AIM OF THE TASK:
Exactly repeat the material, dropping only the pictures.
[Begin]
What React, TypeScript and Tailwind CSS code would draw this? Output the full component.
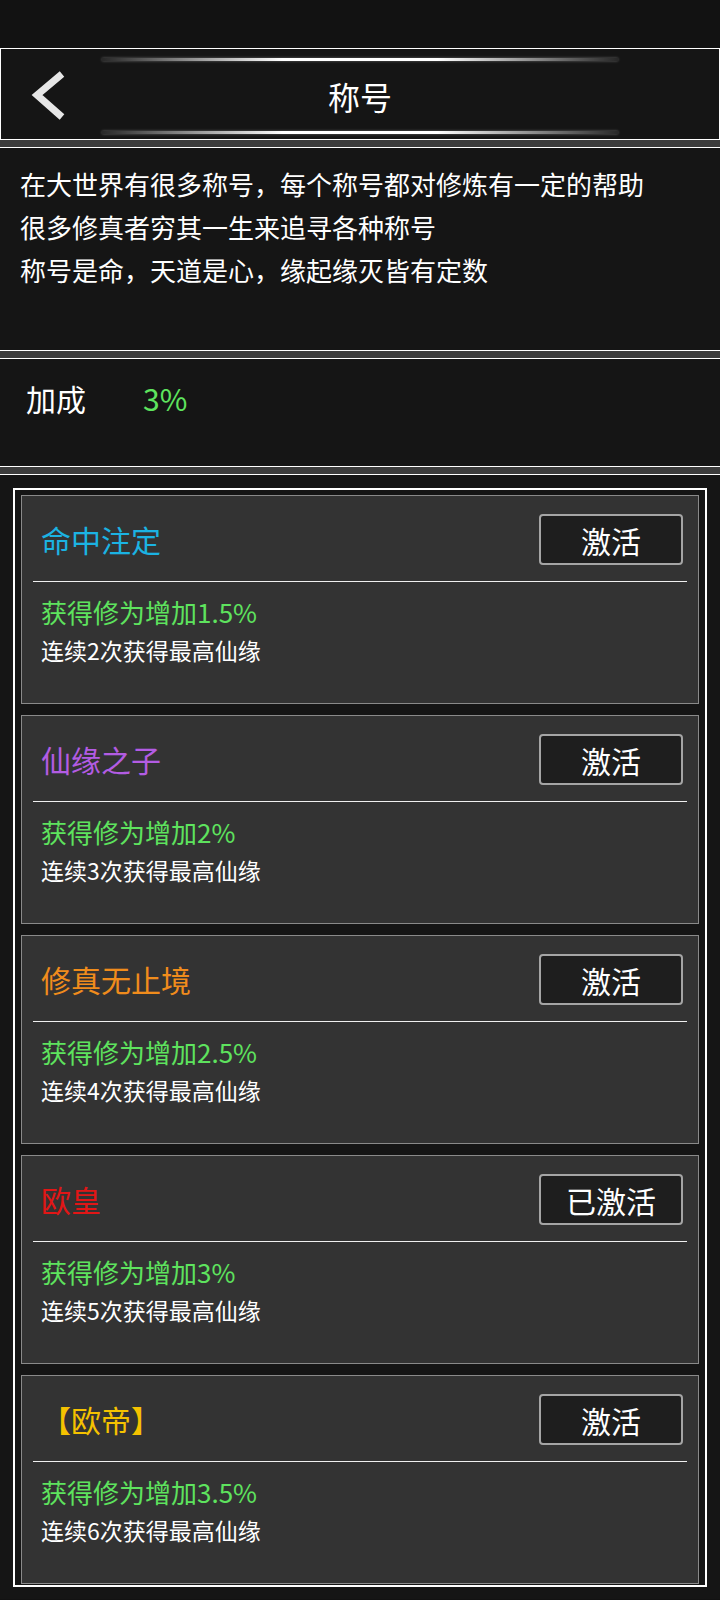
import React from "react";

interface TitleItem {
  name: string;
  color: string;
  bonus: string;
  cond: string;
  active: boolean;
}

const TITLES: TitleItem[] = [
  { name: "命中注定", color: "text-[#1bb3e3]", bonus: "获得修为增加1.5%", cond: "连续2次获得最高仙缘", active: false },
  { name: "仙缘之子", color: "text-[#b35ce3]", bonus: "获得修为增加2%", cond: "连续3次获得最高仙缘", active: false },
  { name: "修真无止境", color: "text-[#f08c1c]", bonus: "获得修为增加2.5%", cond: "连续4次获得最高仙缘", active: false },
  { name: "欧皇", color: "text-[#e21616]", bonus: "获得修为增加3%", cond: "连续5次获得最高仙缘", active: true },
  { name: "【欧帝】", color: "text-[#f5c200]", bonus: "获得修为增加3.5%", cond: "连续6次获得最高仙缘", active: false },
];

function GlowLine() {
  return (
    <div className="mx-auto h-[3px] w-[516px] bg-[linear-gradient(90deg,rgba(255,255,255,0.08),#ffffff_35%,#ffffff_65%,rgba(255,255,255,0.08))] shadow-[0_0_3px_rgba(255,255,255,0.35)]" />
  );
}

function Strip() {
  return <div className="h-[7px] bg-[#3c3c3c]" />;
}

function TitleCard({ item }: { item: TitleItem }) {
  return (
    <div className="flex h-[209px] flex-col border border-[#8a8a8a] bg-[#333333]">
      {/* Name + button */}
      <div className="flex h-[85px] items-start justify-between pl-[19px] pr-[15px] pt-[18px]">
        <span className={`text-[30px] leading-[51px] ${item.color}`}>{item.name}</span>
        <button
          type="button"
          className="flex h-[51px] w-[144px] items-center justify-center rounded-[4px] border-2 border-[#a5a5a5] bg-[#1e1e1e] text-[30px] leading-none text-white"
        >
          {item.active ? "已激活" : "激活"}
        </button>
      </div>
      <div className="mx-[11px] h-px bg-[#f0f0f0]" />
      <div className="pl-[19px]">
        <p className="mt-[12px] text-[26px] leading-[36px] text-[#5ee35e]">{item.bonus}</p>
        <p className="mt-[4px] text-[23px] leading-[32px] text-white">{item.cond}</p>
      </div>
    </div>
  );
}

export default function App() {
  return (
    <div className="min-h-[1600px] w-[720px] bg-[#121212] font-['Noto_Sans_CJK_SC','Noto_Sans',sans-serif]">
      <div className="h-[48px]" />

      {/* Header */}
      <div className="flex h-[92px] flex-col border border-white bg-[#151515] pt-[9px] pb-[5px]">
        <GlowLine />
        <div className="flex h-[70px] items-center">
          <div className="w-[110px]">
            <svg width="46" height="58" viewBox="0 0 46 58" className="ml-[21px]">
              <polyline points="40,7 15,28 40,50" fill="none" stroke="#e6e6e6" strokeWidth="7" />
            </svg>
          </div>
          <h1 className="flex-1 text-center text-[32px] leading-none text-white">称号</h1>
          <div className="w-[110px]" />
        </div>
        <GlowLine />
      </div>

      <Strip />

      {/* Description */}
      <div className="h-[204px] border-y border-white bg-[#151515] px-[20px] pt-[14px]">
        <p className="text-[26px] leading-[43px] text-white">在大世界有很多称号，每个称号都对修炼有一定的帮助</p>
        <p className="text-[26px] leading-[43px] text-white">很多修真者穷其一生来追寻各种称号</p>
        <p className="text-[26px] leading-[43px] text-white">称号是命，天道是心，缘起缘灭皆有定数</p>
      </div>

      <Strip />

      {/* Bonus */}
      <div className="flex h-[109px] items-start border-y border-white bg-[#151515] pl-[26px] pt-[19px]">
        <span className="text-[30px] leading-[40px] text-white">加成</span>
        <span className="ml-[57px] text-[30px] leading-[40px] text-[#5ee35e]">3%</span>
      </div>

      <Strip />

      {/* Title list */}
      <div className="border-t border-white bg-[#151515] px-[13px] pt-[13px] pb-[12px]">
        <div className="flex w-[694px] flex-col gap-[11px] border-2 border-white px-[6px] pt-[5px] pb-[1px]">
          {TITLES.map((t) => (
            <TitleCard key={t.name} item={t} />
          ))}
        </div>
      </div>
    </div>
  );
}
[End]
REPLY TO THE TASK:
What React, TypeScript and Tailwind CSS code would draw this? Output the full component.
import React from "react";

interface TitleItem {
  name: string;
  color: string;
  bonus: string;
  cond: string;
  active: boolean;
}

const TITLES: TitleItem[] = [
  { name: "命中注定", color: "text-[#1bb3e3]", bonus: "获得修为增加1.5%", cond: "连续2次获得最高仙缘", active: false },
  { name: "仙缘之子", color: "text-[#b35ce3]", bonus: "获得修为增加2%", cond: "连续3次获得最高仙缘", active: false },
  { name: "修真无止境", color: "text-[#f08c1c]", bonus: "获得修为增加2.5%", cond: "连续4次获得最高仙缘", active: false },
  { name: "欧皇", color: "text-[#e21616]", bonus: "获得修为增加3%", cond: "连续5次获得最高仙缘", active: true },
  { name: "【欧帝】", color: "text-[#f5c200]", bonus: "获得修为增加3.5%", cond: "连续6次获得最高仙缘", active: false },
];

function GlowLine() {
  return (
    <div className="mx-auto h-[3px] w-[516px] bg-[linear-gradient(90deg,rgba(255,255,255,0.08),#ffffff_35%,#ffffff_65%,rgba(255,255,255,0.08))] shadow-[0_0_3px_rgba(255,255,255,0.35)]" />
  );
}

function Strip() {
  return <div className="h-[7px] bg-[#3c3c3c]" />;
}

function TitleCard({ item }: { item: TitleItem }) {
  return (
    <div className="flex h-[209px] flex-col border border-[#8a8a8a] bg-[#333333]">
      {/* Name + button */}
      <div className="flex h-[85px] items-start justify-between pl-[19px] pr-[15px] pt-[18px]">
        <span className={`text-[30px] leading-[51px] ${item.color}`}>{item.name}</span>
        <button
          type="button"
          className="flex h-[51px] w-[144px] items-center justify-center rounded-[4px] border-2 border-[#a5a5a5] bg-[#1e1e1e] text-[30px] leading-none text-white"
        >
          {item.active ? "已激活" : "激活"}
        </button>
      </div>
      <div className="mx-[11px] h-px bg-[#f0f0f0]" />
      <div className="pl-[19px]">
        <p className="mt-[12px] text-[26px] leading-[36px] text-[#5ee35e]">{item.bonus}</p>
        <p className="mt-[4px] text-[23px] leading-[32px] text-white">{item.cond}</p>
      </div>
    </div>
  );
}

export default function App() {
  return (
    <div className="min-h-[1600px] w-[720px] bg-[#121212] font-['Noto_Sans_CJK_SC','Noto_Sans',sans-serif]">
      <div className="h-[48px]" />

      {/* Header */}
      <div className="flex h-[92px] flex-col border border-white bg-[#151515] pt-[9px] pb-[5px]">
        <GlowLine />
        <div className="flex h-[70px] items-center">
          <div className="w-[110px]">
            <svg width="46" height="58" viewBox="0 0 46 58" className="ml-[21px]">
              <polyline points="40,7 15,28 40,50" fill="none" stroke="#e6e6e6" strokeWidth="7" />
            </svg>
          </div>
          <h1 className="flex-1 text-center text-[32px] leading-none text-white">称号</h1>
          <div className="w-[110px]" />
        </div>
        <GlowLine />
      </div>

      <Strip />

      {/* Description */}
      <div className="h-[204px] border-y border-white bg-[#151515] px-[20px] pt-[14px]">
        <p className="text-[26px] leading-[43px] text-white">在大世界有很多称号，每个称号都对修炼有一定的帮助</p>
        <p className="text-[26px] leading-[43px] text-white">很多修真者穷其一生来追寻各种称号</p>
        <p className="text-[26px] leading-[43px] text-white">称号是命，天道是心，缘起缘灭皆有定数</p>
      </div>

      <Strip />

      {/* Bonus */}
      <div className="flex h-[109px] items-start border-y border-white bg-[#151515] pl-[26px] pt-[19px]">
        <span className="text-[30px] leading-[40px] text-white">加成</span>
        <span className="ml-[57px] text-[30px] leading-[40px] text-[#5ee35e]">3%</span>
      </div>

      <Strip />

      {/* Title list */}
      <div className="border-t border-white bg-[#151515] px-[13px] pt-[13px] pb-[12px]">
        <div className="flex w-[694px] flex-col gap-[11px] border-2 border-white px-[6px] pt-[5px] pb-[1px]">
          {TITLES.map((t) => (
            <TitleCard key={t.name} item={t} />
          ))}
        </div>
      </div>
    </div>
  );
}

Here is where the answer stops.